BioEmu (Microsoft)
Equilibrium-ensemble sampling for protein monomers with A3M input.
How SubSeq Runs BioEmu
- Entrypoint is fixed to
python -m bioemu.sample. - Runtime dependencies are in the image; BioEmu source code is expected under
/ref(for example/ref/src/bioemu). - Model checkpoint/config are pinned to local paths:
/ref/checkpoints/bioemu-v1.2/checkpoint.ckptand/ref/checkpoints/bioemu-v1.2/config.yaml. - Service-enforced paths:
--output_dir=/outputs,--cache_embeds_dir=/outputs/.bioemu_embeds_cache,--cache_so3_dir=/ref/.bioemu_so3_cache. - This deployment rejects direct sequence strings and FASTA input at submit-time;
--sequencemust point to an.a3mfile.
Required Arguments
--sequence: path to an.a3mfile (for example/inputs/sequence.a3m).--num_samples: number of sampled structures to generate.

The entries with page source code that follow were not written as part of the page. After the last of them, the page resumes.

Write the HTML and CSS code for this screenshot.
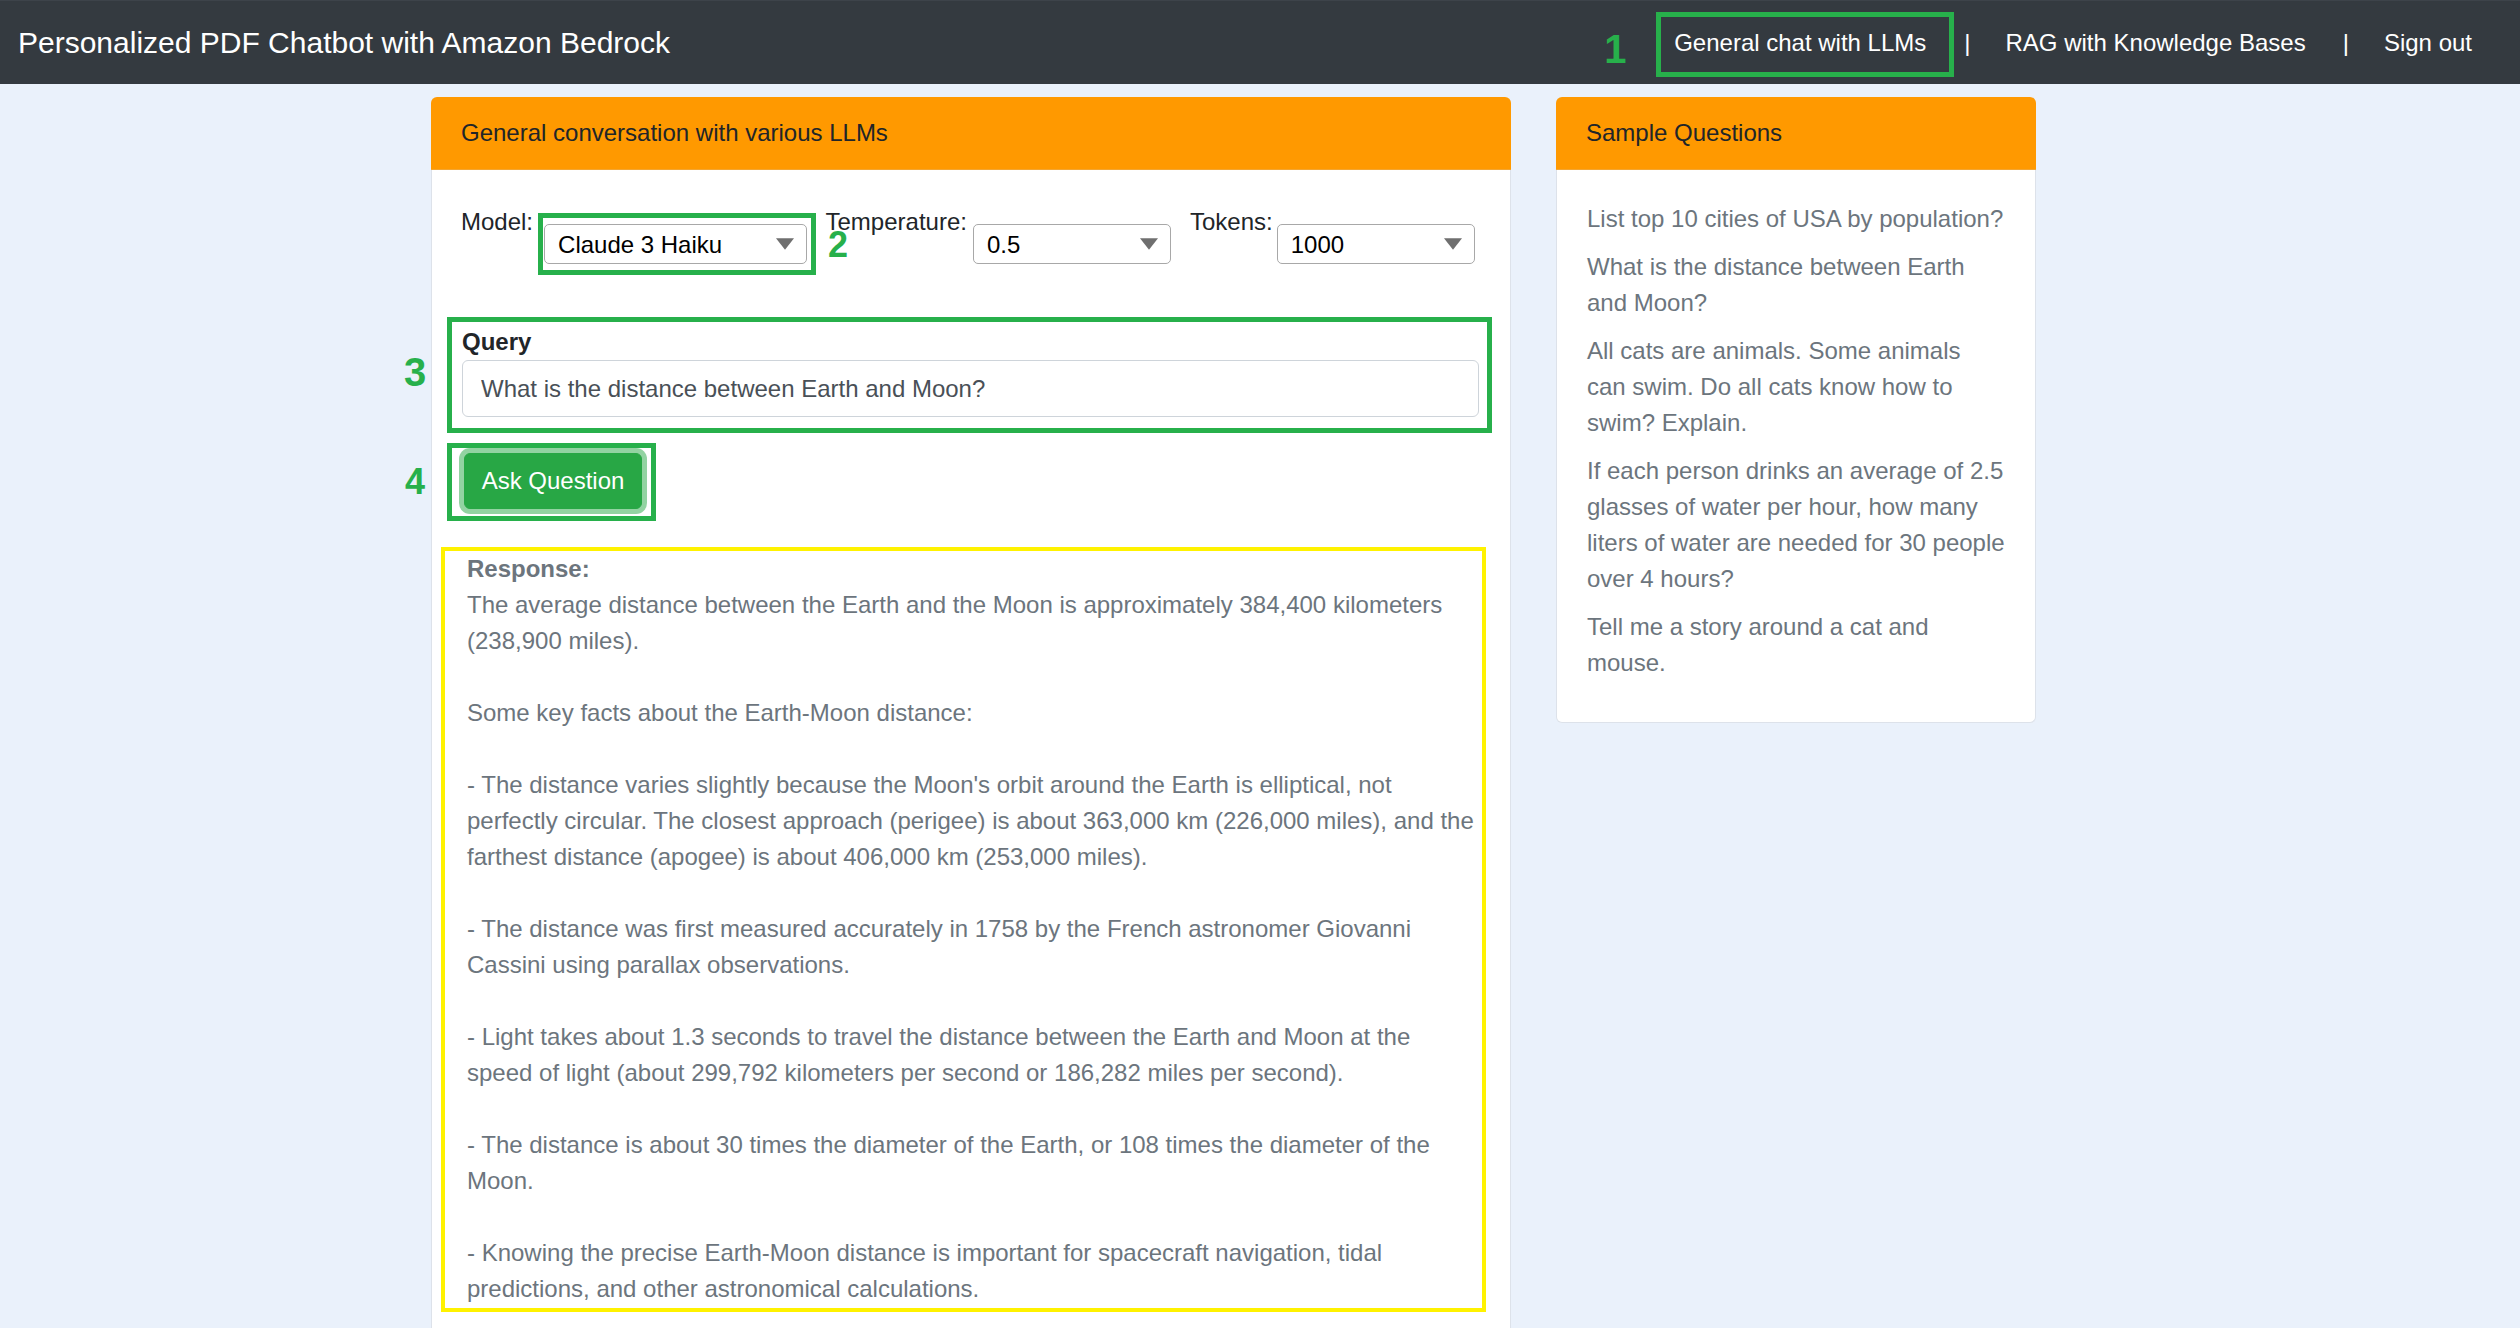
FILE: index.html
```html
<!DOCTYPE html>
<html lang="en">
<head>
<meta charset="utf-8">
<title>Personalized PDF Chatbot with Amazon Bedrock</title>
<link rel="stylesheet" href="styles.css">
</head>
<body>
<header class="topbar">
  <div class="brand">Personalized PDF Chatbot with Amazon Bedrock</div>
  <nav class="nav">
    <a class="nav-link nav-active">General chat with LLMs<span class="annot-num num-1">1</span></a>
    <span class="sep sep-first">|</span>
    <a class="nav-link">RAG with Knowledge Bases</a>
    <span class="sep">|</span>
    <a class="nav-link">Sign out</a>
  </nav>
</header>

<main class="container">
  <section class="card card-main">
    <div class="card-header">General conversation with various LLMs</div>
    <div class="card-body main-body">
      <div class="controls">
        <div class="ctrl">
          <label class="ctrl-label">Model:</label>
          <div class="annot-select">
            <div class="select-wrap sel-model">
              <select class="select"><option>Claude 3 Haiku</option></select>
              <svg class="caret" viewBox="0 0 17 11"><polygon points="0,0 17,0 8.5,11"/></svg>
            </div>
            <span class="annot-num num-2">2</span>
          </div>
        </div>
        <div class="ctrl">
          <label class="ctrl-label">Temperature:</label>
          <div class="select-wrap sel-small sel-temp">
            <select class="select"><option>0.5</option></select>
            <svg class="caret" viewBox="0 0 17 11"><polygon points="0,0 17,0 8.5,11"/></svg>
          </div>
        </div>
        <div class="ctrl">
          <label class="ctrl-label">Tokens:</label>
          <div class="select-wrap sel-small sel-tokens">
            <select class="select"><option>1000</option></select>
            <svg class="caret" viewBox="0 0 17 11"><polygon points="0,0 17,0 8.5,11"/></svg>
          </div>
        </div>
      </div>

      <div class="annot-query">
        <label class="query-label">Query</label>
        <input class="query-input" type="text" value="What is the distance between Earth and Moon?">
        <span class="annot-num num-3">3</span>
      </div>

      <div class="annot-button">
        <button class="btn-ask">Ask Question</button>
        <span class="annot-num num-4">4</span>
      </div>

      <div class="response"><b class="response-title">Response:</b><br>The average distance between the Earth and the Moon is approximately 384,400 kilometers (238,900 miles).<br><br>Some key facts about the Earth-Moon distance:<br><br>- The distance varies slightly because the Moon's orbit around the Earth is elliptical, not perfectly circular. The closest approach (perigee) is about 363,000 km (226,000 miles), and the farthest distance (apogee) is about 406,000 km (253,000 miles).<br><br>- The distance was first measured accurately in 1758 by the French astronomer Giovanni Cassini using parallax observations.<br><br>- Light takes about 1.3 seconds to travel the distance between the Earth and Moon at the speed of light (about 299,792 kilometers per second or 186,282 miles per second).<br><br>- The distance is about 30 times the diameter of the Earth, or 108 times the diameter of the Moon.<br><br>- Knowing the precise Earth-Moon distance is important for spacecraft navigation, tidal predictions, and other astronomical calculations.</div>
    </div>
  </section>

  <aside class="card card-side">
    <div class="card-header">Sample Questions</div>
    <div class="card-body side-body">
      <p class="sample">List top 10 cities of USA by population?</p>
      <p class="sample">What is the distance between Earth and Moon?</p>
      <p class="sample">All cats are animals. Some animals can swim. Do all cats know how to swim? Explain.</p>
      <p class="sample">If each person drinks an average of 2.5 glasses of water per hour, how many liters of water are needed for 30 people over 4 hours?</p>
      <p class="sample">Tell me a story around a cat and mouse.</p>
    </div>
  </aside>
</main>
</body>
</html>
```

FILE: styles.css
```css
* { box-sizing: border-box; }

html, body {
  margin: 0;
  padding: 0;
}

body {
  background: #eaf1fb;
  font-family: "Liberation Sans", Arial, sans-serif;
  font-size: 24px;
  line-height: 36px;
  color: #212529;
  min-height: 1328px;
}

/* ---------- top bar ---------- */
.topbar {
  height: 84px;
  background: #343a40;
  border-top: 1px solid #3d434a;
  display: flex;
  align-items: center;
  justify-content: space-between;
  padding: 0 48px 0 18px;
  color: #ffffff;
}

.brand {
  font-size: 30px;
  line-height: 45px;
  color: #ffffff;
}

.nav {
  display: flex;
  align-items: center;
}

.nav-link {
  color: #ffffff;
  text-decoration: none;
  white-space: nowrap;
}

.nav-active {
  position: relative;
  border: 5px solid #27b04b;
  padding: 8px 23px 11px 13px;
  margin-top: 3px;
}

.sep {
  color: #ffffff;
  margin: 0 35px 0 37px;
}

.sep-first {
  margin-left: 10px;
}

/* ---------- annotations ---------- */
.annot-num {
  position: absolute;
  color: #27b04b;
  font-weight: bold;
  line-height: 1;
}

.num-1 { font-size: 40px; left: -57px; top: 12px; }
.num-2 { font-size: 36px; left: 285px; top: 9px; }
.num-3 { font-size: 40px; left: -48px; top: 30px; }
.num-4 { font-size: 36px; left: -47px; top: 16px; }

/* ---------- layout ---------- */
.container {
  width: 1710px;
  margin: 0 auto;
  padding: 13px 26px 0 26px;
  display: flex;
  align-items: flex-start;
  gap: 45px;
}

.card-main { width: 1080px; }
.card-side { width: 480px; }

.card-header {
  background: #ff9900;
  border-radius: 6px 6px 0 0;
  padding: 18px 30px;
  border-bottom: 1px solid #f3a531;
  color: #212529;
}

.card-body {
  background: #ffffff;
  border: 1px solid #dde2ea;
  border-top: none;
  border-radius: 0 0 6px 6px;
}

/* ---------- main card ---------- */
.main-body {
  padding: 34px 18px 24px 9px;
}

.controls {
  display: grid;
  grid-template-columns: repeat(3, 364.5px);
  margin-left: 20px;
}

.ctrl {
  display: flex;
  align-items: flex-start;
}

.ctrl-label {
  color: #212529;
  white-space: nowrap;
}

.annot-select {
  position: relative;
  margin: 9px 0 0 5px;
  border: 5px solid #27b04b;
  padding: 6px 4px 6px 1px;
}

.select-wrap {
  position: relative;
  height: 40px;
}

.sel-model { width: 263px; }
.sel-small { width: 198px; margin-top: 20px; }
.sel-temp { margin-left: 6px; }
.sel-tokens { margin-left: 4px; }

.select {
  -webkit-appearance: none;
  appearance: none;
  width: 100%;
  height: 40px;
  border: 1px solid #a8a8a8;
  border-radius: 5px;
  background: #ffffff;
  font-family: "Liberation Sans", Arial, sans-serif;
  font-size: 24px;
  color: #000000;
  padding: 0 13px;
  margin: 0;
}

.caret {
  position: absolute;
  right: 13px;
  top: 14px;
  width: 18px;
  height: 12px;
  fill: #6f6f6f;
  pointer-events: none;
}

.annot-query {
  position: relative;
  margin: 42px 0 0 6px;
  width: 1045px;
  border: 5px solid #27b04b;
  padding: 5px 8px 11px 10px;
}

.query-label {
  display: block;
  font-weight: bold;
  line-height: 29px;
  color: #212529;
  margin-bottom: 4px;
}

.query-input {
  display: block;
  width: 100%;
  height: 57px;
  border: 1px solid #ced4da;
  border-radius: 6px;
  padding: 9px 18px;
  font-family: "Liberation Sans", Arial, sans-serif;
  font-size: 24px;
  line-height: 36px;
  color: #495057;
  background: #ffffff;
  outline: none;
}

.annot-button {
  position: relative;
  display: inline-block;
  vertical-align: top;
  margin: 10px 0 0 6px;
  border: 5px solid #27b04b;
  padding: 5px 9px 7px 12px;
}

.btn-ask {
  display: block;
  width: 178px;
  height: 56px;
  background: #28a745;
  border: 1px solid #28a745;
  border-radius: 6px;
  color: #ffffff;
  font-family: "Liberation Sans", Arial, sans-serif;
  font-size: 24px;
  line-height: 36px;
  padding: 9px 0;
  box-shadow: 0 0 0 5px rgba(40, 167, 69, 0.5);
}

.response {
  margin-top: 26px;
  width: 1045px;
  border: 4px solid #fff200;
  padding: 0 4px 1px 22px;
  color: #6c757d;
}

.response-title {
  font-weight: bold;
}

/* ---------- side card ---------- */
.side-body {
  padding: 31px 30px 29px 30px;
}

.sample {
  margin: 0 0 12px 0;
  color: #6c757d;
}
```
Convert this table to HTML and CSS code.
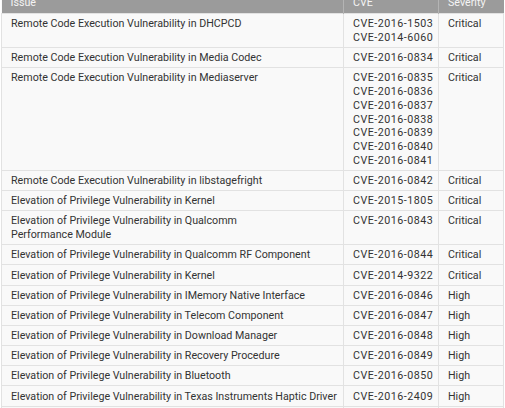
FILE: index.html
```html
<!DOCTYPE html>
<html>
<head>
<meta charset="utf-8">
<link rel="stylesheet" href="styles.css">
</head>
<body>
<table class="vt">
  <colgroup><col class="c-issue"><col class="c-cve"><col class="c-sev"></colgroup>
  <thead>
    <tr><th>Issue</th><th>CVE</th><th>Severity</th></tr>
  </thead>
  <tbody>
    <tr><td>Remote Code Execution Vulnerability in DHCPCD</td><td class="cve">CVE-2016-1503<br>CVE-2014-6060</td><td>Critical</td></tr>
    <tr><td>Remote Code Execution Vulnerability in Media Codec</td><td class="cve">CVE-2016-0834</td><td>Critical</td></tr>
    <tr><td>Remote Code Execution Vulnerability in Mediaserver</td><td class="cve">CVE-2016-0835<br>CVE-2016-0836<br>CVE-2016-0837<br>CVE-2016-0838<br>CVE-2016-0839<br>CVE-2016-0840<br>CVE-2016-0841</td><td>Critical</td></tr>
    <tr><td>Remote Code Execution Vulnerability in libstagefright</td><td class="cve">CVE-2016-0842</td><td>Critical</td></tr>
    <tr><td>Elevation of Privilege Vulnerability in Kernel</td><td class="cve">CVE-2015-1805</td><td>Critical</td></tr>
    <tr><td>Elevation of Privilege Vulnerability in Qualcomm<br>Performance Module</td><td class="cve">CVE-2016-0843</td><td>Critical</td></tr>
    <tr><td>Elevation of Privilege Vulnerability in Qualcomm RF Component</td><td class="cve">CVE-2016-0844</td><td>Critical</td></tr>
    <tr><td>Elevation of Privilege Vulnerability in Kernel</td><td class="cve">CVE-2014-9322</td><td>Critical</td></tr>
    <tr><td>Elevation of Privilege Vulnerability in IMemory Native Interface</td><td class="cve">CVE-2016-0846</td><td>High</td></tr>
    <tr><td>Elevation of Privilege Vulnerability in Telecom Component</td><td class="cve">CVE-2016-0847</td><td>High</td></tr>
    <tr><td>Elevation of Privilege Vulnerability in Download Manager</td><td class="cve">CVE-2016-0848</td><td>High</td></tr>
    <tr><td>Elevation of Privilege Vulnerability in Recovery Procedure</td><td class="cve">CVE-2016-0849</td><td>High</td></tr>
    <tr><td>Elevation of Privilege Vulnerability in Bluetooth</td><td class="cve">CVE-2016-0850</td><td>High</td></tr>
    <tr><td>Elevation of Privilege Vulnerability in Texas Instruments Haptic Driver</td><td class="cve">CVE-2016-2409</td><td>High</td></tr>
    <tr><td>&nbsp;</td><td class="cve">&nbsp;</td><td>&nbsp;</td></tr>
  </tbody>
</table>
</body>
</html>
```

FILE: styles.css
```css
html, body {
  margin: 0;
  padding: 0;
  background: #ffffff;
  overflow: hidden;
}
.vt {
  border-collapse: collapse;
  table-layout: fixed;
  width: 502px;
  margin: -7px 0 0 1px;
  font-family: Roboto, "Liberation Sans", sans-serif;
  font-size: 10.7px;
  line-height: 13.8px;
  color: #333333;
  background: #f9f9f9;
}
.c-issue { width: 342px; }
.c-cve { width: 95px; }
.c-sev { width: 65px; }
.vt th {
  background: #9b9b9b;
  color: #f4f4f4;
  font-weight: normal;
  text-align: left;
  padding: 3px 9px;
  border-right: 1px solid #b4b4b4;
  height: 13px;
  white-space: nowrap;
  overflow: hidden;
}
.vt th:last-child { border-right: none; }
.vt td {
  padding: 3.2px 9px 2.2px 9px;
  vertical-align: top;
  border: 1px solid #e2e2e2;
  white-space: nowrap;
  overflow: hidden;
}
.vt td.cve { letter-spacing: 0.5px; }
```
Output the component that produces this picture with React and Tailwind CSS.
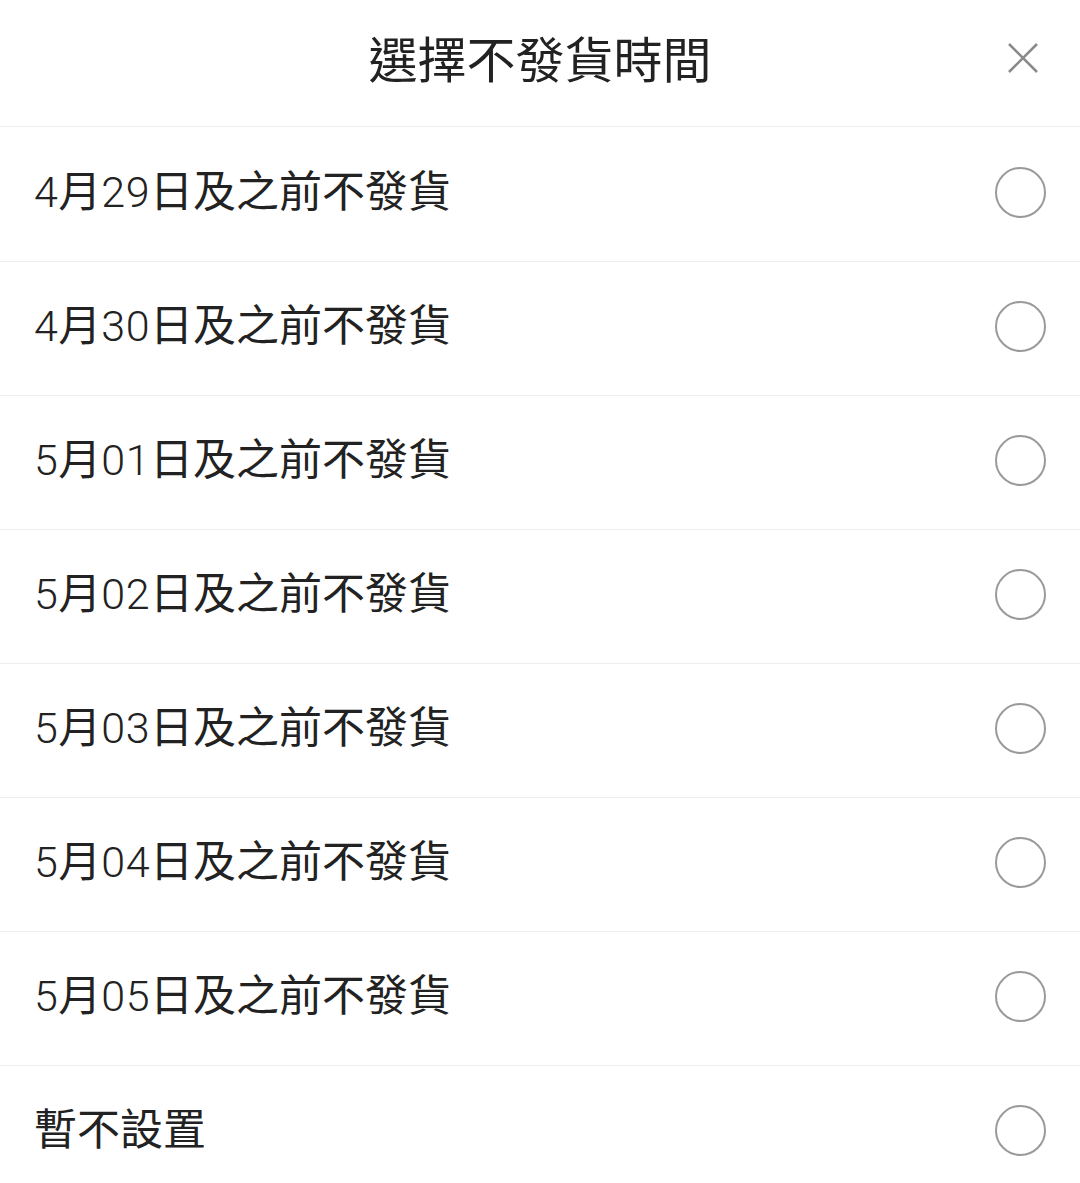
function Label({ text }) {
  const parts = text.split(/(\d+)/).filter(Boolean);
  return (
    <span className="text-[43px] leading-none pb-[4px]">
      {parts.map((p, i) =>
        /^\d+$/.test(p) ? (
          <span key={i} className="font-light tracking-[0.5px]">{p}</span>
        ) : (
          <span key={i} className="font-normal">{p}</span>
        )
      )}
    </span>
  );
}

export default function App() {
  const items = [
    "4月29日及之前不發貨",
    "4月30日及之前不發貨",
    "5月01日及之前不發貨",
    "5月02日及之前不發貨",
    "5月03日及之前不發貨",
    "5月04日及之前不發貨",
    "5月05日及之前不發貨",
    "暫不設置",
  ];
  return (
    <div
      className="w-[1080px] h-[1183px] overflow-hidden bg-white text-[#222222]"
      style={{ fontFamily: "Roboto, 'Noto Sans CJK TC', sans-serif" }}
    >
      <div className="relative h-[127px] border-b border-[#eeeeee] flex items-center justify-center">
        <span className="text-[49px] leading-none pb-[4px]">選擇不發貨時間</span>
        <svg
          className="absolute left-[1007px] top-[42px]"
          width="32"
          height="32"
          viewBox="0 0 32 32"
        >
          <path d="M2 2 L30 30 M30 2 L2 30" stroke="#8a8a8a" strokeWidth="2.6" fill="none" />
        </svg>
      </div>
      {items.map((t, i) => (
        <div
          key={t}
          className={`${i === 0 ? "h-[135px]" : "h-[134px]"} border-b border-[#eeeeee] flex items-center justify-between pl-[34px] pr-[34px]`}
        >
          <Label text={t} />
          <div className="w-[51px] h-[51px] rounded-full border-[2.5px] border-[#9a9a9a] mb-[4px]" />
        </div>
      ))}
    </div>
  );
}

User-supplied --ckpt_path, --model_config_path, and --model_name are ignored by SubSeq.
Quick Start
--sequence=/inputs/sequence.a3m
--num_samples=1
--batch_size_100=10
--filter_samples=False
--base_seed=42
This is the same style as the BioEmu prefill in the New Job form.
Input Pattern
A3M from mounted inputs:
--sequence=/inputs/sequence.a3m
--num_samples=100
--batch_size_100=20
For this deployment profile, only .a3m input is accepted.
Outputs and Caches
- Main trajectory output is written under
/outputs(for examplesamples.xtzplus metadata files). - Embedding cache is written to
/outputs/.bioemu_embeds_cache. - SO(3) lookup cache is written to
/ref/.bioemu_so3_cache. - BioEmu may initialize a ColabFold environment at
/ref/.bioemu_colabfoldfor MSA-related embedding flow.
Offline/Reproducible Use
- Pre-stage BioEmu source and v1.2 checkpoint/config under
/ref. - Prefer A3M input when you want to avoid remote MSA services.
- After warm-up caches are created, you can tighten network and mount policies in your deployment flow if desired.